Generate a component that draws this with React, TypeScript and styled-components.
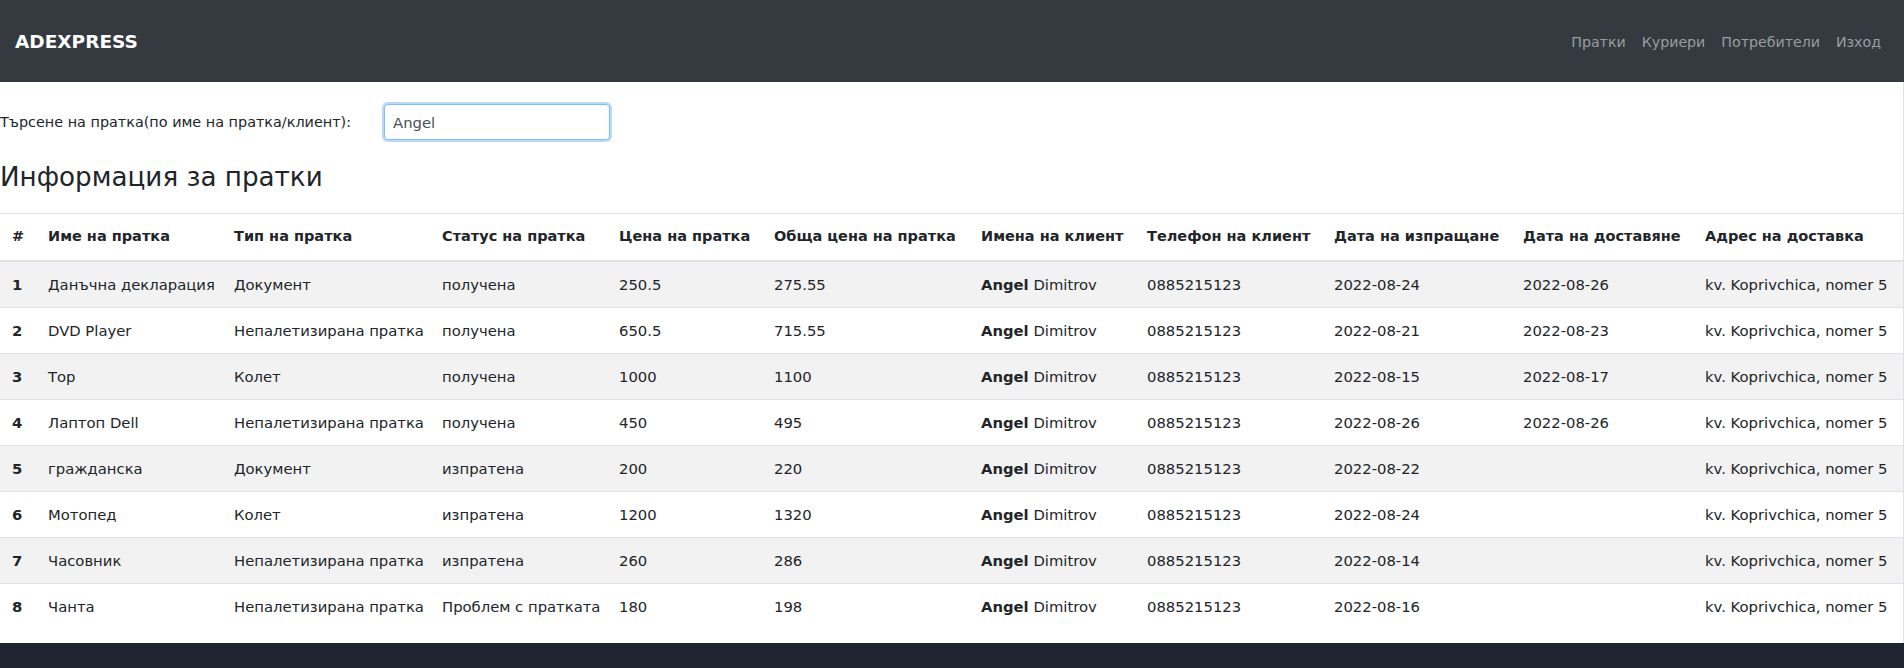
import React from 'react';
import styled, { createGlobalStyle } from 'styled-components';

const GlobalStyle = createGlobalStyle`
  body {
    margin: 0;
    background-color: #fff;
    color: #212529;
    font-family: "DejaVu Sans", Verdana, sans-serif;
  }
`;

const Page = styled.div`
  display: flex;
  flex-direction: column;
  min-height: 668px;
`;

const Navbar = styled.nav`
  display: flex;
  align-items: center;
  justify-content: space-between;
  height: 82px;
  padding: 0 23px 0 15px;
  background-color: #343a40;
`;

const Brand = styled.a`
  color: #fff;
  font-size: 18.5px;
  font-weight: 700;
  text-decoration: none;
`;

const NavLinks = styled.ul`
  display: flex;
  gap: 16px;
  margin: 0;
  padding: 0;
  list-style: none;
`;

const NavLink = styled.a`
  color: #9a9da0;
  font-size: 14.2px;
  text-decoration: none;
`;

const Main = styled.main`
  flex: 1;
  padding-bottom: 13px;
  border-right: 1px solid #dee2e6;
`;

const SearchRow = styled.div`
  display: flex;
  align-items: center;
  gap: 33px;
  padding-top: 20px;
`;

const SearchLabel = styled.label`
  font-size: 14.4px;
`;

const SearchInput = styled.input`
  box-sizing: border-box;
  width: 226px;
  height: 36px;
  margin: 2px 0;
  padding: 0 8px;
  border: 1px solid #80bdff;
  border-radius: 4px;
  outline: none;
  box-shadow: 0 0 0 2px #b8d9fc;
  color: #495057;
  font-family: "DejaVu Sans", Verdana, sans-serif;
  font-size: 14.8px;
`;

const Title = styled.h2`
  margin: 20px 0 20px;
  font-size: 26.2px;
  font-weight: 400;
  line-height: 1.2;
`;

const Table = styled.table`
  width: 100%;
  table-layout: fixed;
  border-collapse: collapse;
  font-size: 14.8px;

  th,
  td {
    padding: 11px 12px;
    line-height: 23px;
    text-align: left;
    vertical-align: top;
    white-space: nowrap;
  }

  thead th {
    padding-bottom: 12px;
    border-top: 1px solid #dee2e6;
    border-bottom: 2px solid #dee2e6;
    font-size: 14.5px;
    font-weight: 700;
  }

  tbody td,
  tbody th {
    border-top: 1px solid #dee2e6;
  }

  tbody tr:first-child td,
  tbody tr:first-child th {
    border-top: 0;
  }
`;

const Row = styled.tr<{ $striped: boolean }>`
  background-color: ${(p) => (p.$striped ? '#f2f2f2' : 'transparent')};
`;

const Footer = styled.footer`
  height: 25px;
  background-color: #1e2430;
`;

const columns = [
  { title: '#', width: 36 },
  { title: 'Име на пратка', width: 186 },
  { title: 'Тип на пратка', width: 208 },
  { title: 'Статус на пратка', width: 177 },
  { title: 'Цена на пратка', width: 155 },
  { title: 'Обща цена на пратка', width: 207 },
  { title: 'Имена на клиент', width: 166 },
  { title: 'Телефон на клиент', width: 187 },
  { title: 'Дата на изпращане', width: 189 },
  { title: 'Дата на доставяне', width: 182 },
  { title: 'Адрес на доставка', width: 210 },
];

const parcels = [
  { name: 'Данъчна декларация', type: 'Документ', status: 'получена', price: '250.5', total: '275.55', sent: '2022-08-24', delivered: '2022-08-26' },
  { name: 'DVD Player', type: 'Непалетизирана пратка', status: 'получена', price: '650.5', total: '715.55', sent: '2022-08-21', delivered: '2022-08-23' },
  { name: 'Тор', type: 'Колет', status: 'получена', price: '1000', total: '1100', sent: '2022-08-15', delivered: '2022-08-17' },
  { name: 'Лаптоп Dell', type: 'Непалетизирана пратка', status: 'получена', price: '450', total: '495', sent: '2022-08-26', delivered: '2022-08-26' },
  { name: 'гражданска', type: 'Документ', status: 'изпратена', price: '200', total: '220', sent: '2022-08-22', delivered: '' },
  { name: 'Мотопед', type: 'Колет', status: 'изпратена', price: '1200', total: '1320', sent: '2022-08-24', delivered: '' },
  { name: 'Часовник', type: 'Непалетизирана пратка', status: 'изпратена', price: '260', total: '286', sent: '2022-08-14', delivered: '' },
  { name: 'Чанта', type: 'Непалетизирана пратка', status: 'Проблем с пратката', price: '180', total: '198', sent: '2022-08-16', delivered: '' },
];

function App() {
  return (
    <Page>
      <GlobalStyle />
      <Navbar>
        <Brand href="#">ADEXPRESS</Brand>
        <NavLinks>
          <li><NavLink href="#">Пратки</NavLink></li>
          <li><NavLink href="#">Куриери</NavLink></li>
          <li><NavLink href="#">Потребители</NavLink></li>
          <li><NavLink href="#">Изход</NavLink></li>
        </NavLinks>
      </Navbar>
      <Main>
        <SearchRow>
          <SearchLabel htmlFor="search">Търсене на пратка(по име на пратка/клиент):</SearchLabel>
          <SearchInput id="search" type="text" defaultValue="Angel" autoFocus />
        </SearchRow>
        <Title>Информация за пратки</Title>
        <Table>
          <colgroup>
            {columns.map((c) => (
              <col key={c.title} style={{ width: c.width }} />
            ))}
          </colgroup>
          <thead>
            <tr>
              {columns.map((c) => (
                <th key={c.title}>{c.title}</th>
              ))}
            </tr>
          </thead>
          <tbody>
            {parcels.map((p, i) => (
              <Row key={p.name} $striped={i % 2 === 0}>
                <th scope="row">{i + 1}</th>
                <td>{p.name}</td>
                <td>{p.type}</td>
                <td>{p.status}</td>
                <td>{p.price}</td>
                <td>{p.total}</td>
                <td>
                  <b>Angel</b> Dimitrov
                </td>
                <td>0885215123</td>
                <td>{p.sent}</td>
                <td>{p.delivered}</td>
                <td>kv. Koprivchica, nomer 5</td>
              </Row>
            ))}
          </tbody>
        </Table>
      </Main>
      <Footer />
    </Page>
  );
}

export default App;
________
▸ **Directions for this task**:
From the material above, reproduce everything verbatim except the pictures.

▸ **Output**:
Generate a component that draws this with React, TypeScript and styled-components.
import React from 'react';
import styled, { createGlobalStyle } from 'styled-components';

const GlobalStyle = createGlobalStyle`
  body {
    margin: 0;
    background-color: #fff;
    color: #212529;
    font-family: "DejaVu Sans", Verdana, sans-serif;
  }
`;

const Page = styled.div`
  display: flex;
  flex-direction: column;
  min-height: 668px;
`;

const Navbar = styled.nav`
  display: flex;
  align-items: center;
  justify-content: space-between;
  height: 82px;
  padding: 0 23px 0 15px;
  background-color: #343a40;
`;

const Brand = styled.a`
  color: #fff;
  font-size: 18.5px;
  font-weight: 700;
  text-decoration: none;
`;

const NavLinks = styled.ul`
  display: flex;
  gap: 16px;
  margin: 0;
  padding: 0;
  list-style: none;
`;

const NavLink = styled.a`
  color: #9a9da0;
  font-size: 14.2px;
  text-decoration: none;
`;

const Main = styled.main`
  flex: 1;
  padding-bottom: 13px;
  border-right: 1px solid #dee2e6;
`;

const SearchRow = styled.div`
  display: flex;
  align-items: center;
  gap: 33px;
  padding-top: 20px;
`;

const SearchLabel = styled.label`
  font-size: 14.4px;
`;

const SearchInput = styled.input`
  box-sizing: border-box;
  width: 226px;
  height: 36px;
  margin: 2px 0;
  padding: 0 8px;
  border: 1px solid #80bdff;
  border-radius: 4px;
  outline: none;
  box-shadow: 0 0 0 2px #b8d9fc;
  color: #495057;
  font-family: "DejaVu Sans", Verdana, sans-serif;
  font-size: 14.8px;
`;

const Title = styled.h2`
  margin: 20px 0 20px;
  font-size: 26.2px;
  font-weight: 400;
  line-height: 1.2;
`;

const Table = styled.table`
  width: 100%;
  table-layout: fixed;
  border-collapse: collapse;
  font-size: 14.8px;

  th,
  td {
    padding: 11px 12px;
    line-height: 23px;
    text-align: left;
    vertical-align: top;
    white-space: nowrap;
  }

  thead th {
    padding-bottom: 12px;
    border-top: 1px solid #dee2e6;
    border-bottom: 2px solid #dee2e6;
    font-size: 14.5px;
    font-weight: 700;
  }

  tbody td,
  tbody th {
    border-top: 1px solid #dee2e6;
  }

  tbody tr:first-child td,
  tbody tr:first-child th {
    border-top: 0;
  }
`;

const Row = styled.tr<{ $striped: boolean }>`
  background-color: ${(p) => (p.$striped ? '#f2f2f2' : 'transparent')};
`;

const Footer = styled.footer`
  height: 25px;
  background-color: #1e2430;
`;

const columns = [
  { title: '#', width: 36 },
  { title: 'Име на пратка', width: 186 },
  { title: 'Тип на пратка', width: 208 },
  { title: 'Статус на пратка', width: 177 },
  { title: 'Цена на пратка', width: 155 },
  { title: 'Обща цена на пратка', width: 207 },
  { title: 'Имена на клиент', width: 166 },
  { title: 'Телефон на клиент', width: 187 },
  { title: 'Дата на изпращане', width: 189 },
  { title: 'Дата на доставяне', width: 182 },
  { title: 'Адрес на доставка', width: 210 },
];

const parcels = [
  { name: 'Данъчна декларация', type: 'Документ', status: 'получена', price: '250.5', total: '275.55', sent: '2022-08-24', delivered: '2022-08-26' },
  { name: 'DVD Player', type: 'Непалетизирана пратка', status: 'получена', price: '650.5', total: '715.55', sent: '2022-08-21', delivered: '2022-08-23' },
  { name: 'Тор', type: 'Колет', status: 'получена', price: '1000', total: '1100', sent: '2022-08-15', delivered: '2022-08-17' },
  { name: 'Лаптоп Dell', type: 'Непалетизирана пратка', status: 'получена', price: '450', total: '495', sent: '2022-08-26', delivered: '2022-08-26' },
  { name: 'гражданска', type: 'Документ', status: 'изпратена', price: '200', total: '220', sent: '2022-08-22', delivered: '' },
  { name: 'Мотопед', type: 'Колет', status: 'изпратена', price: '1200', total: '1320', sent: '2022-08-24', delivered: '' },
  { name: 'Часовник', type: 'Непалетизирана пратка', status: 'изпратена', price: '260', total: '286', sent: '2022-08-14', delivered: '' },
  { name: 'Чанта', type: 'Непалетизирана пратка', status: 'Проблем с пратката', price: '180', total: '198', sent: '2022-08-16', delivered: '' },
];

function App() {
  return (
    <Page>
      <GlobalStyle />
      <Navbar>
        <Brand href="#">ADEXPRESS</Brand>
        <NavLinks>
          <li><NavLink href="#">Пратки</NavLink></li>
          <li><NavLink href="#">Куриери</NavLink></li>
          <li><NavLink href="#">Потребители</NavLink></li>
          <li><NavLink href="#">Изход</NavLink></li>
        </NavLinks>
      </Navbar>
      <Main>
        <SearchRow>
          <SearchLabel htmlFor="search">Търсене на пратка(по име на пратка/клиент):</SearchLabel>
          <SearchInput id="search" type="text" defaultValue="Angel" autoFocus />
        </SearchRow>
        <Title>Информация за пратки</Title>
        <Table>
          <colgroup>
            {columns.map((c) => (
              <col key={c.title} style={{ width: c.width }} />
            ))}
          </colgroup>
          <thead>
            <tr>
              {columns.map((c) => (
                <th key={c.title}>{c.title}</th>
              ))}
            </tr>
          </thead>
          <tbody>
            {parcels.map((p, i) => (
              <Row key={p.name} $striped={i % 2 === 0}>
                <th scope="row">{i + 1}</th>
                <td>{p.name}</td>
                <td>{p.type}</td>
                <td>{p.status}</td>
                <td>{p.price}</td>
                <td>{p.total}</td>
                <td>
                  <b>Angel</b> Dimitrov
                </td>
                <td>0885215123</td>
                <td>{p.sent}</td>
                <td>{p.delivered}</td>
                <td>kv. Koprivchica, nomer 5</td>
              </Row>
            ))}
          </tbody>
        </Table>
      </Main>
      <Footer />
    </Page>
  );
}

export default App;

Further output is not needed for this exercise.